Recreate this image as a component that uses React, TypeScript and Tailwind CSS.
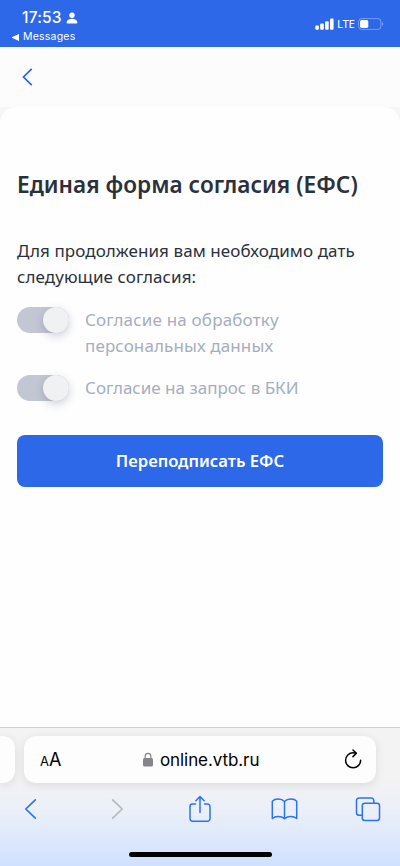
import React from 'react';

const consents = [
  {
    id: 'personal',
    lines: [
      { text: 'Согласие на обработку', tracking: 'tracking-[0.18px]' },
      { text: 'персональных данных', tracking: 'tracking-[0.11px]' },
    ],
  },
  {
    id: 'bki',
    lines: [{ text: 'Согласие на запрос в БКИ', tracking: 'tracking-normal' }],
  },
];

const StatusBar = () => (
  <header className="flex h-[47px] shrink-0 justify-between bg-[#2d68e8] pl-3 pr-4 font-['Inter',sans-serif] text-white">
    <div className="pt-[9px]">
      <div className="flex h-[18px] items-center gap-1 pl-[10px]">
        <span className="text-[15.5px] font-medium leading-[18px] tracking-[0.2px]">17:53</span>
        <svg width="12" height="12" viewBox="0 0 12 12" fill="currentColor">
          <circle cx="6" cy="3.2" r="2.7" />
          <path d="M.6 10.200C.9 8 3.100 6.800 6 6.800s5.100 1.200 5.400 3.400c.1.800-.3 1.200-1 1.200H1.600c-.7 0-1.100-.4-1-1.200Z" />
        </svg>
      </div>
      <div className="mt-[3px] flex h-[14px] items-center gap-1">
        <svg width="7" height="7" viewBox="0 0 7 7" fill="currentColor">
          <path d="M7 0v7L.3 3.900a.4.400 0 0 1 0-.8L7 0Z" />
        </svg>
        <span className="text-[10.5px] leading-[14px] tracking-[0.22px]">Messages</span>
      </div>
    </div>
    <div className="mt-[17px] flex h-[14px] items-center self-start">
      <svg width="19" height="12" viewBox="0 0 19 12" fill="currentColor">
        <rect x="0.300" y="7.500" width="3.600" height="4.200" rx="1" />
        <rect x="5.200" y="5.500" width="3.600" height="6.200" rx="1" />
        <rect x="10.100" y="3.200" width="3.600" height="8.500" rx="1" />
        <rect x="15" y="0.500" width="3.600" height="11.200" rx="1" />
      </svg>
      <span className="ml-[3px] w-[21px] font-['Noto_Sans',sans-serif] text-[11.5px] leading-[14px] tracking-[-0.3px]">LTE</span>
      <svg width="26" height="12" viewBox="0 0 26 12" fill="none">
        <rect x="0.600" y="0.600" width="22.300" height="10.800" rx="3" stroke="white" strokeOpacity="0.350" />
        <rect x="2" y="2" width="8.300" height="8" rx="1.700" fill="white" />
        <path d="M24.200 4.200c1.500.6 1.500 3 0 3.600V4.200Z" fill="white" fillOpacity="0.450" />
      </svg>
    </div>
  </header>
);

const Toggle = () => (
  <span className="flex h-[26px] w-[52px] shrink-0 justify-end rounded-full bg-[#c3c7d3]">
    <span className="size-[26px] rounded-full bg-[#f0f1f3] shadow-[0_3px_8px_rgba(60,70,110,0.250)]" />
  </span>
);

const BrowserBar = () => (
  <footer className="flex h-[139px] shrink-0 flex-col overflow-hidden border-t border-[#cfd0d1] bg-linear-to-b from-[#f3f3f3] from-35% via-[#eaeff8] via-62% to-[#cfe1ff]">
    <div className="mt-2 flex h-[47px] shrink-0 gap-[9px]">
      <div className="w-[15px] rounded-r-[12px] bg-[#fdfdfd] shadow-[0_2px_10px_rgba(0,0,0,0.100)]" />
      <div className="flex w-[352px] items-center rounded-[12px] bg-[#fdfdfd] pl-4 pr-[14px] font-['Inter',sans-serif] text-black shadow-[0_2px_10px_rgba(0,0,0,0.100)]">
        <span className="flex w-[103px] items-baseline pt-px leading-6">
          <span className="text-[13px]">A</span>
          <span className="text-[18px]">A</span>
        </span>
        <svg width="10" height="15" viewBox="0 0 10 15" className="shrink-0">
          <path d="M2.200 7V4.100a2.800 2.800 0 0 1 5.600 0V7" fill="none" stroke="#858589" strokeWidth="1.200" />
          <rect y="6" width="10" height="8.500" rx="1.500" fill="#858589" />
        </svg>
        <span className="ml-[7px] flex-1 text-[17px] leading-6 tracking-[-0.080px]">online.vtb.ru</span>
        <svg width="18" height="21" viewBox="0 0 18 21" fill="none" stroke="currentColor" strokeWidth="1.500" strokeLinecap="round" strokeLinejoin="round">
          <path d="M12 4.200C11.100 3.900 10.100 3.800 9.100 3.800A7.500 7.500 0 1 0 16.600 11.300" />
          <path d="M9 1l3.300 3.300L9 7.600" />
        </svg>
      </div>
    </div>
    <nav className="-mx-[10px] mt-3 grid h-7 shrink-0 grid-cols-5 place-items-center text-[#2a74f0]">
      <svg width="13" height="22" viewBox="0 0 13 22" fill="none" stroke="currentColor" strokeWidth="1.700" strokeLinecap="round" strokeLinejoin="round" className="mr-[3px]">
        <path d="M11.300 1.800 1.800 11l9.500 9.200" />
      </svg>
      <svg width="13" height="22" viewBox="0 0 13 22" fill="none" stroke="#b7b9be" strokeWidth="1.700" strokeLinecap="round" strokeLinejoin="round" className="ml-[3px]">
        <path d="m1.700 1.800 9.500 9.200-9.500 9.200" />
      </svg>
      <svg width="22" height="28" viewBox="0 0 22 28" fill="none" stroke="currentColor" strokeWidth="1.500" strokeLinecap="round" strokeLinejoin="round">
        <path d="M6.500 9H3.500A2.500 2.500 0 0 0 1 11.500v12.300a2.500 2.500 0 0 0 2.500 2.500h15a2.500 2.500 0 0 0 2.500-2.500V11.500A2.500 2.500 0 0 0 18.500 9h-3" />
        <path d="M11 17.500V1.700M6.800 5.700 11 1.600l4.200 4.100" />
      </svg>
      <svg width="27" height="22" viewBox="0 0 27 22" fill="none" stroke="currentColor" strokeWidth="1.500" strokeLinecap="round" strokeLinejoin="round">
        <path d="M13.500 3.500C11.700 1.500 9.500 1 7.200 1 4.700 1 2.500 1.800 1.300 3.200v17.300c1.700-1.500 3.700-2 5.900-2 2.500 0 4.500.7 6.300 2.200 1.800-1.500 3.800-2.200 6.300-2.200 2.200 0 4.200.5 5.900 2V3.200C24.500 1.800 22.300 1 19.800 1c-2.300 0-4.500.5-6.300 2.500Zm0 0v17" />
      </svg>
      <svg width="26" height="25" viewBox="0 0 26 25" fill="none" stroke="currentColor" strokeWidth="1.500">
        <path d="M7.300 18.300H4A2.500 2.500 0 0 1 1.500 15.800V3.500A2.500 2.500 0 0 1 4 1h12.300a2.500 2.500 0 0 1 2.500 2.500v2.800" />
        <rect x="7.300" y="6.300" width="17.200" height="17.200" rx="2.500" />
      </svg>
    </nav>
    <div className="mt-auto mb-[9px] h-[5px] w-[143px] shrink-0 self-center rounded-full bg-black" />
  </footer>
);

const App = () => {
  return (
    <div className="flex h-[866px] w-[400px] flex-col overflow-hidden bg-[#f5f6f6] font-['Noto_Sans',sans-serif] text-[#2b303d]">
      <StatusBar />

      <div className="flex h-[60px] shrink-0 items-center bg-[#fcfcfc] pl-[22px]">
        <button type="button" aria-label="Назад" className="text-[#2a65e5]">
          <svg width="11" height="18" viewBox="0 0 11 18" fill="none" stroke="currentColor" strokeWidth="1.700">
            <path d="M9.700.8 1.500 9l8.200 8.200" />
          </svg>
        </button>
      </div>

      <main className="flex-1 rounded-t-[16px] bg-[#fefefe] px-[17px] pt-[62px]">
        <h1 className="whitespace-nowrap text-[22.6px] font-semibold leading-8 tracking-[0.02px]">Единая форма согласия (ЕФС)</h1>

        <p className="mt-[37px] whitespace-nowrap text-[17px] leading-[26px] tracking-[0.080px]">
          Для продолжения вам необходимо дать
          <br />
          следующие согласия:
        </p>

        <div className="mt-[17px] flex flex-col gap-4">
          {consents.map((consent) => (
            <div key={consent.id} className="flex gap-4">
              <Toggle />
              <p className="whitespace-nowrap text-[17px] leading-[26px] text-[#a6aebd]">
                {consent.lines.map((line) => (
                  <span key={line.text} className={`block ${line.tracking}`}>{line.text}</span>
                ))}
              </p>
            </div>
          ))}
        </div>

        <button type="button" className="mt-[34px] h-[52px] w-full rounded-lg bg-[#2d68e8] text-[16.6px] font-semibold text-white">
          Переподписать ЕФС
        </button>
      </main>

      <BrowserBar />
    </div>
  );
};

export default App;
+++
Stated task:
Repeat, with no pictures, each line from the beginning of the data through the line containing "import React from 'react';", inclusive.

Solution for this task:
Recreate this image as a component that uses React, TypeScript and Tailwind CSS.
import React from 'react';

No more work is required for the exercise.